On 20-Nov-18 8:08 AM, Shahaf Shuler wrote:
> Monday, November 19, 2018 7:18 PM, Burakov, Anatoly:
>> Subject: Re: [RFC] ethdev: introduce DMA memory mapping for external
>> memory
>> On 19-Nov-18 11:20 AM, Shahaf Shuler wrote:
>>> Thursday, November 15, 2018 1:00 PM, Burakov, Anatoly:
>>>> Subject: Re: [RFC] ethdev: introduce DMA memory mapping for external
>>>> memory
>>>> On 15-Nov-18 9:46 AM, Shahaf Shuler wrote:
>>>>> Wednesday, November 14, 2018 7:06 PM, Burakov, Anatoly:
>>>>>> Subject: Re: [RFC] ethdev: introduce DMA memory mapping for
>>>>>> external memory
>>>>>> On 14-Nov-18 2:53 PM, Shahaf Shuler wrote:
>>>>>>> Hi Anatoly,
>>>>>>> Wednesday, November 14, 2018 1:19 PM, Burakov, Anatoly:
>>>>>>>> Subject: Re: [RFC] ethdev: introduce DMA memory mapping for
>>>>>>>> external memory
> [...]
>>>> I have to be honest, I didn't consider this question before :D I
>>>> guess there could be cases where using rte_malloc might not be
>>>> suitable because it wastes some memory on malloc elements, i.e. if
>>>> you want to use N pages as memory, you'd have to allocate N+1 pages.
>>>> If memory is at a premium, maybe manual management of it would be
>> better in some cases.
>>> I had similar thoughts, more related to the usability from the user side.
>>> When application allocated allocates external memory it just wants to use it
>> for DMA, i.e. put it as the mbuf buf_addr or to populate it w/ a mempool.
>>> It is an "overhead" to create a socket for this external memory, to populate
>> it w/ the memory, and later on to malloc from this socket (or use the socket
>> id for the mempool creation).
>>> Not to mention the fact that maybe the application wants to manage this
>> memory differently than how rte_malloc does.
>>> On the other hand, mapping memory to device before using it for dma is
>> far more intuitive.
>> It is far more intuitive *if* you're doing all of the memory management
>> yourself or "just" using this memory for a mempool. This was already working
>> before, and if you had that as your use case, there is no need for the
>> external memory feature.
> I think it was broken in some way when you did the first work on the new memory management.
> Because after this work, PMDs were adjusted to look for the memory only in the fbarrays, and such external memory doesn't exists there.
> otherwise, if working, why you added the support for the external memory? Which other use case you tried to cover?
> It is fixed in some way with the new work to support external memory, but requires changes in the application (the "overhead" I referred before).

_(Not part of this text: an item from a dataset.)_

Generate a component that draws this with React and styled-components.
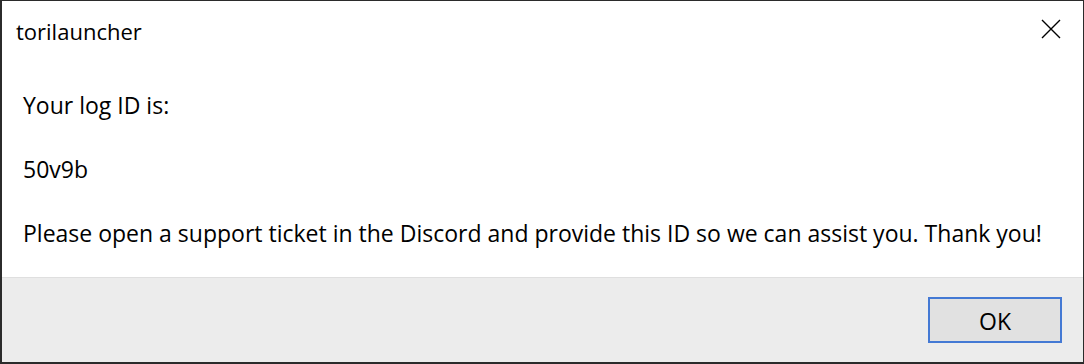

I feel we have a difference of terminology here.

What i refer to as "external memory support" is the feature that was 
added in 18.11, that has to do with creating heaps etc. - this memory is 
now (hopefully) properly supported across entire DPDK.

What you're probably referring to as "external memory support" is not 
that - it's the feature of mempools, rings etc. that allow you to use 
memory that's not registered with and not managed by DPDK. This is the 
way "external memory" was done prior to 18.11.

The above scenario (working with anonymous memory in mempools) is still 
"broken" in this sense - and i see no general way to fix it. It could 
work with mempools in that we could automatically create new heaps 
behind the scenes and populate them with new memory, but for other data 
structures (e.g. rte_ring_init() over anonymous memory), it's just not 
possible to do that.

I personally would prefer these API's to just go away and people started 
using the "official" way to manage external memory. Removing the API's 
may even be feasible for everything bar mempool, and mempool support we 
can manage more-or-less automatically in the above way (by automatically 
creating an external heap behind the scenes). But then by the time we're 
creating/adding external memory heaps inside mempool API's, you don't 
really need the external memory DMA mapping API calls because the 
mempool would do that automatically by way of using the external heaps API.

In other words, the problem here isn't so much usability as it is the 
fact that, for some stuff, a lot of internal code now relies on DPDK's 
internal page tables, and we have to either make allowances for that on 
a case-by-case basis (by the way, no one came to me with these issues!), 
or admit that using unregistered memory is a bad idea and let's not do 
that in the future.

>> On the other hand, if you were to use it in a different way - for example,
>> allocating hash tables or other DPDK data structures - then such a feature is
>> essential.
> Hash tables that the NIC needs to read/write to/from?
> I didn't get the point here.

The point wasn't hash tables, but support for use cases we might not 
have thought of. That includes doing strange things like allocating DPDK 
data structures in non-standard memory locations.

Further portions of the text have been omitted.